一次避難 | 身の安全を確保し、命を守るステージ |
二次避難 | ライフラインが復旧するまで避難生活を送るステージ |
災害発生時にはまず、一次避難で身の安全を確保して命を守る行動をとってください。
二次避難先での環境が整うまでの時間は施設によって異なりますが、学校や役場、仮説住宅など様々な場所に設置され、必要とする方が対象となります。
高齢者、障害のある方、妊婦さんや乳幼児、家が倒壊してしまった方などが対象です。
飼い主同士の助け合い
避難所だけでなく、災害時は全ての場所で助けが必要になってしまい、全てに手が回らないのが現実です。
そのため、ペットを飼う者同士が手を取り合い団結して乗り越えられれば、とても精神的にも楽になり「一人じゃない」という安心が、また他の誰かを勇気付けるキッカケにもなります。
下記にまとめたポイントを本記事を読んで頂いた飼い主さまが、愛犬や家族の他に困っている人を助けることに、役に立てれば嬉しいです。
避難所でのルールを設ける
災害時には【動物救護本部】が設置されます。
自治体や獣医師会、愛護団体の方が集結し、ペット物資の支援窓口を担ったり、怪我の手当から迷子の対応まで幅広く活動してくれます。
しかし、全ての施設に開設されるわけではないため、施設内のルールは施設によって異なります。そのため、飼い主さま同士が助け合い、施設内でのルールを設けるのです。

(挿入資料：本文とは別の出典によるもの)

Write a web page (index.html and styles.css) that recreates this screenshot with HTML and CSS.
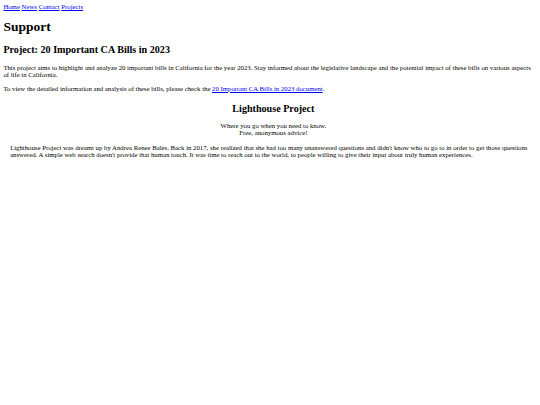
FILE: index.html
```html
<!DOCTYPE html>
<html>
<head>
<meta charset="utf-8">
<link rel="stylesheet" href="styles.css">
</head>
<body>
<nav class="nav"><a href="#">Home</a> <a href="#">News</a> <a href="#">Contact</a> <a href="#">Projects</a></nav>
<h1 class="title">Support</h1>
<h2 class="project-title">Project: 20 Important CA Bills in 2023</h2>
<p>This project aims to highlight and analyze 20 important bills in California for the year 2023. Stay informed about the legislative landscape and the potential impact of these bills on various aspects of life in California.</p>
<p>To view the detailed information and analysis of these bills, please check the <a href="#">20 Important CA Bills in 2023 document</a>.</p>
<section class="lighthouse">
<h2 class="center">Lighthouse Project</h2>
<p class="center">Where you go when you need to know.<br>Free, anonymous advice!</p>
<p class="story">Lighthouse Project was dreamt up by Andrea Renee Bales. Back in 2017, she realized that she had too many unanswered questions and didn't know who to go to in order to get those questions answered. A simple web search doesn't provide that human touch. It was time to reach out to the world, to people willing to give their input about truly human experiences.</p>
</section>
</body>
</html>
```
FILE: styles.css
```css
html { background: #fff; }
body {
  margin: 3.375px;
  font-family: "Liberation Serif", "Times New Roman", serif;
  font-size: 6.75px;
  color: #000;
}
a { color: #0000ee; }
.title { font-size: 2em; margin: 0.67em 0; }
.project-title { font-size: 1.5em; margin: 0.83em 0; }
p { margin: 1em 0; }
.lighthouse { margin-top: 11.5px; padding-left: 1em; }
.center { text-align: center; }
.story { margin-top: 7.75px; }
```
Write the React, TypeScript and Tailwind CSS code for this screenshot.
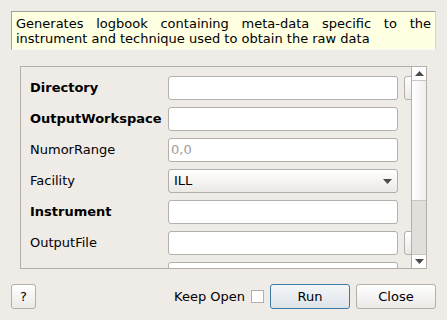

主な役割は避難所の運営サイドと協力をして共存できるルールを決めることです。
トイレ問題、ゴミ出し場、吠えや臭いの対策、クレーム対応など、多岐に渡りますが、ペットが暮らせる環境を整えるためには誰かがやらなければなりません。
積極的に仲間を集める
ルール決めと平行して、積極的に仲間を集めましょう。
ペット事業関係者などペットを理解している人に仲間に入ってもらえれば、精神的にも楽になりますし、専門知識を有することでリスク回避も可能となります。
避難所でのペット飼育は簡単ではなく、一人で行うのも現実的ではありません。協力し合って乗り越えましょう。
積極的に声掛けする
これも同様に積極的に声掛けして頂きたいのですが、運営ではなく、困っている飼い主に向けてです。
避難所に行きたいけどうちの子は暴れていけない…など様々な悩みを持った飼い主さまがいると思いますが、そういった方達を放っておかずに救いの手を差し伸べてください。
この記事を読んだ時点で、何も知らない飼い主ではなく、知識を持った飼い主になります。
少しでも多くのワンちゃん、飼い主さまが救われるように協力しましょう。
日常生活は意識を変えるだけで訓練になる
防災訓練とは予定を入れて行うものではなく、日々の生活に取り入れ、意識を変えることで本領発揮します。日常的に災害時の話を家族内でしたり、避難に必要なトレーニングを行ったり、防災用品の準備などもすれば、災害に直面した際に「これだけ準備したんだ」と自信にも繋がり、ワンちゃんや家族を引っ張って行ける存在になれます。
また、ワンちゃんを守るには飼い主さまが安全でなくてはいけません。安全に避難できるように日々の意識やトレーニングを行いましょう。